◆ **To do**
Return each line that holds the word "screenshot".

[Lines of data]
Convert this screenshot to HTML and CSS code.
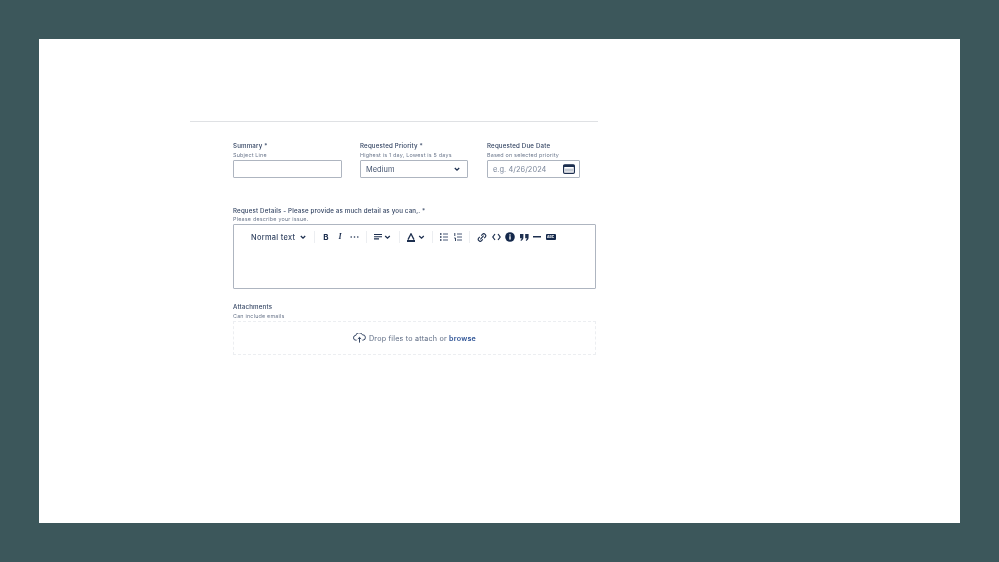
FILE: index.html
```html
<!DOCTYPE html>
<html lang="en">
<head>
    <meta charset="UTF-8">
    <meta name="viewport" content="width=device-width, initial-scale=1.0">
    <title>Request form</title>
    <link rel="stylesheet" href="styles.css">
</head>
<body>
    <div class="sheet">
        <div class="form">
            <div class="row">
                <div class="field summary">
                    <p class="label">Summary <span class="req">*</span></p>
                    <p class="hint">Subject Line</p>
                    <div class="input"></div>
                </div>
                <div class="field priority">
                    <p class="label">Requested Priority <span class="req">*</span></p>
                    <p class="hint">Highest is 1 day, Lowest is 5 days</p>
                    <div class="input select">
                        <span>Medium</span>
                        <svg class="chev" width="8" height="8" viewBox="0 0 8 8" fill="none" stroke="#1d2f4f" stroke-width="1.3"><polyline points="1.8 3 4 5.2 6.2 3"/></svg>
                    </div>
                </div>
                <div class="field due">
                    <p class="label">Requested Due Date</p>
                    <p class="hint">Based on selected priority</p>
                    <div class="input select date">
                        <span>e.g. 4/26/2024</span>
                        <svg width="12" height="10" viewBox="0 0 12 10"><rect x="0.6" y="0.8" width="10.8" height="8.6" rx="1.2" fill="none" stroke="#1d2f4f" stroke-width="1.2"/><rect x="0.6" y="0.8" width="10.8" height="2.2" fill="#1d2f4f"/><path d="M3 4.6v3M5 4.6v3M7 4.6v3M9 4.6v3" stroke="#7b889c" stroke-width="0.9"/></svg>
                    </div>
                </div>
            </div>

            <div class="block details">
                <p class="label">Request Details - Please provide as much detail as you can,. <span class="req">*</span></p>
                <p class="hint">Please describe your issue.</p>
                <div class="editor">
                    <div class="toolbar">
                        <div class="tool-group style">
                            <span class="style-name">Normal text</span>
                            <svg width="8" height="8" viewBox="0 0 8 8" fill="none" stroke="#1d2f4f" stroke-width="1.3"><polyline points="1.8 3 4 5.2 6.2 3"/></svg>
                        </div>
                        <div class="tool-group marks">
                            <span class="tool glyph bold">B</span>
                            <span class="tool glyph italic">I</span>
                            <span class="tool"><svg width="9" height="8" viewBox="0 0 9 8" fill="#1d2f4f"><circle cx="1.2" cy="4" r="0.8"/><circle cx="4.5" cy="4" r="0.8"/><circle cx="7.8" cy="4" r="0.8"/></svg></span>
                        </div>
                        <div class="tool-group align">
                            <svg width="17" height="8" viewBox="0 0 17 8" fill="none"><path d="M0 1.5h8M0 3.7h8M0 5.9h5" stroke="#1d2f4f" stroke-width="1.1"/><polyline points="11.2 3 13.5 5.2 15.8 3" stroke="#1d2f4f" stroke-width="1.3"/></svg>
                        </div>
                        <div class="tool-group color">
                            <svg width="18" height="9" viewBox="0 0 18 9" fill="none"><path d="M1 6.6 4 .8l3 5.8" stroke="#1d2f4f" stroke-width="1.3"/><rect x="0" y="7" width="8" height="2" fill="#1d2f4f"/><polyline points="12.2 3 14.5 5.2 16.8 3" stroke="#1d2f4f" stroke-width="1.3"/></svg>
                        </div>
                        <div class="tool-group lists">
                            <svg width="8" height="8" viewBox="0 0 8 8" fill="none"><path d="M3 1h5M3 4h5M3 7h5" stroke="#4a5a78" stroke-width="1"/><path d="M0 1h1.5M0 4h1.5M0 7h1.5" stroke="#1d2f4f" stroke-width="1.3"/></svg>
                            <svg width="8" height="8" viewBox="0 0 8 8" fill="none"><path d="M3 1h5M3 4h5M3 7h5" stroke="#4a5a78" stroke-width="1"/><path d="M0.8 0v3M0.2 5h1.3v3" stroke="#1d2f4f" stroke-width="0.9"/></svg>
                        </div>
                        <div class="tool-group inserts">
                            <svg width="10" height="9" viewBox="0 0 10 9" fill="none" stroke="#1d2f4f" stroke-width="1.1"><path d="M3.4 6.4 6.6 2.6"/><path d="M4.2 2.6 5.4 1.4a1.9 1.9 0 0 1 2.8 2.7L7.2 5.2"/><path d="M2.8 3.8 1.8 4.9a1.9 1.9 0 0 0 2.8 2.7L5.8 6.4"/></svg>
                            <svg width="9" height="8" viewBox="0 0 9 8" fill="none" stroke="#1d2f4f" stroke-width="1.2"><polyline points="3 1 0.8 4 3 7"/><polyline points="6 1 8.2 4 6 7"/></svg>
                            <svg width="10" height="10" viewBox="0 0 10 10"><circle cx="5" cy="5" r="4.8" fill="#14284b"/><rect x="4.3" y="4.2" width="1.4" height="3.4" fill="#fff"/><rect x="4.3" y="2.3" width="1.4" height="1.3" fill="#fff"/></svg>
                            <svg width="9" height="7" viewBox="0 0 9 7" fill="#1d2f4f"><path d="M0 0h3.4v3.2C3.4 5 2.6 6.2 1 7L.5 6c.8-.4 1.2-1 1.2-1.8H0zM5.2 0h3.4v3.2C8.6 5 7.8 6.2 6.2 7l-.5-1c.8-.4 1.2-1 1.2-1.8H5.2z"/></svg>
                            <svg width="8" height="2" viewBox="0 0 8 2"><rect width="8" height="1.5" fill="#1d2f4f"/></svg>
                            <span class="status">ABC</span>
                        </div>
                    </div>
                </div>
            </div>

            <div class="block attachments">
                <p class="label">Attachments</p>
                <p class="hint">Can include emails</p>
                <div class="dropzone">
                    <svg width="13" height="10" viewBox="0 0 13 10" fill="none" stroke="#344563" stroke-width="1"><path d="M3.6 7.2H3A2.4 2.4 0 0 1 2.8 2.4 3.4 3 0 0 1 9.4 1.8 2.7 2.7 0 0 1 10 7.2h-.6"/><path d="M6.5 9.6V4.4M4.8 6 6.5 4.4 8.2 6"/></svg>
                    <span>Drop files to attach or <span class="browse">browse</span></span>
                </div>
            </div>
        </div>
    </div>
</body>
</html>
```

FILE: styles.css
```css
html, body {
    margin: 0;
    height: 100%;
}

body {
    background: #3c575b;
    padding: 39px;
    box-sizing: border-box;
    font-family: Inter, "Open Sans", sans-serif;
    color: #1d2f4f;
}

p {
    margin: 0;
}

.sheet {
    background: white;
    height: 484px;
    width: 921px;
    padding: 82px 0 0 151px;
    box-sizing: border-box;
}

.form {
    width: 408px;
    border-top: 1px solid #dfe1e4;
    padding: 18px 0 0 43px;
    box-sizing: border-box;
    filter: blur(0.4px);
}

.row {
    display: flex;
}

.summary {
    width: 109px;
    margin-right: 18px;
}

.priority {
    width: 108px;
    margin-right: 19px;
}

.due {
    width: 93px;
}

.label {
    font-size: 6.2px;
    line-height: 9px;
    padding-top: 1px;
    font-weight: 500;
    letter-spacing: 0.16px;
    color: #344563;
    white-space: nowrap;
}

.req {
    color: #344563;
}

.hint {
    font-size: 5.4px;
    line-height: 10px;
    letter-spacing: 0.2px;
    color: #6b778c;
    white-space: nowrap;
}

.input {
    height: 18px;
    box-sizing: border-box;
    border: 1px solid #aeb5c0;
    border-radius: 1px;
    background: white;
}

.select {
    display: flex;
    align-items: center;
    justify-content: space-between;
    padding: 0 6px 0 5px;
    font-size: 7.4px;
    letter-spacing: 0.05px;
    color: #44546f;
}

.date {
    color: #7a869a;
    padding-right: 4px;
}

.block {
    width: 363px;
}

.details {
    margin-top: 27px;
}

.details .hint {
    line-height: 9px;
}

.editor {
    height: 65px;
    box-sizing: border-box;
    border: 1px solid #aeb5c0;
    border-radius: 1px;
}

.toolbar {
    display: flex;
    align-items: center;
    height: 12px;
    margin-top: 6px;
    padding-left: 17px;
}

.tool-group {
    display: flex;
    align-items: center;
    height: 12px;
    padding: 0 7px;
    border-right: 1px solid #eceef1;
}

.tool-group.style {
    padding: 0 7px 0 0;
    gap: 3px;
}

.tool-group.marks {
    padding: 0 5px 0 4px;
}

.tool-group.align {
    padding: 0 8px 0 7px;
}

.tool-group.lists {
    gap: 6px;
}

.tool-group.inserts {
    border-right: 0;
    gap: 4.5px;
}

.tool {
    width: 14px;
    display: flex;
    justify-content: center;
}

.style-name {
    width: 45px;
    font-size: 7.4px;
    font-weight: 500;
    letter-spacing: 0.3px;
    color: #344563;
    white-space: nowrap;
}

.glyph {
    font-size: 8px;
    line-height: 10px;
    color: #1d2f4f;
}

.bold {
    font-weight: 700;
}

.italic {
    font-family: "Liberation Serif", serif;
    font-style: italic;
    font-weight: 700;
}

.status {
    background: #14284b;
    color: white;
    font-size: 3.4px;
    font-weight: 700;
    line-height: 6px;
    padding: 0 1.5px;
    border-radius: 1px;
}

.attachments {
    margin-top: 12px;
}

.dropzone {
    height: 34px;
    box-sizing: border-box;
    border: 1px dashed #eceef1;
    display: flex;
    align-items: center;
    justify-content: center;
    gap: 3px;
    font-size: 7.2px;
    letter-spacing: 0.2px;
    color: #5e6c84;
}

.browse {
    color: #2f5496;
    font-weight: 600;
}
```
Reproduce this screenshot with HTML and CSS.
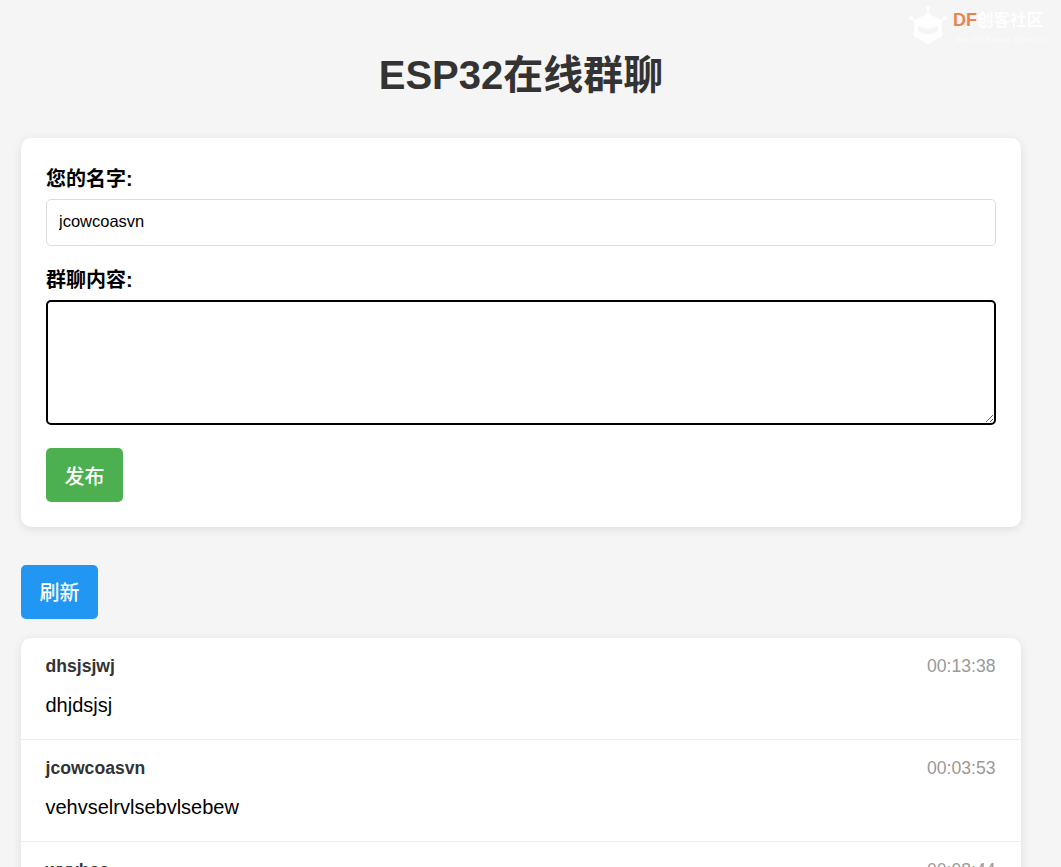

◆ **Complete output**
Convert this screenshot to HTML and CSS code.
Reproduce this screenshot with HTML and CSS.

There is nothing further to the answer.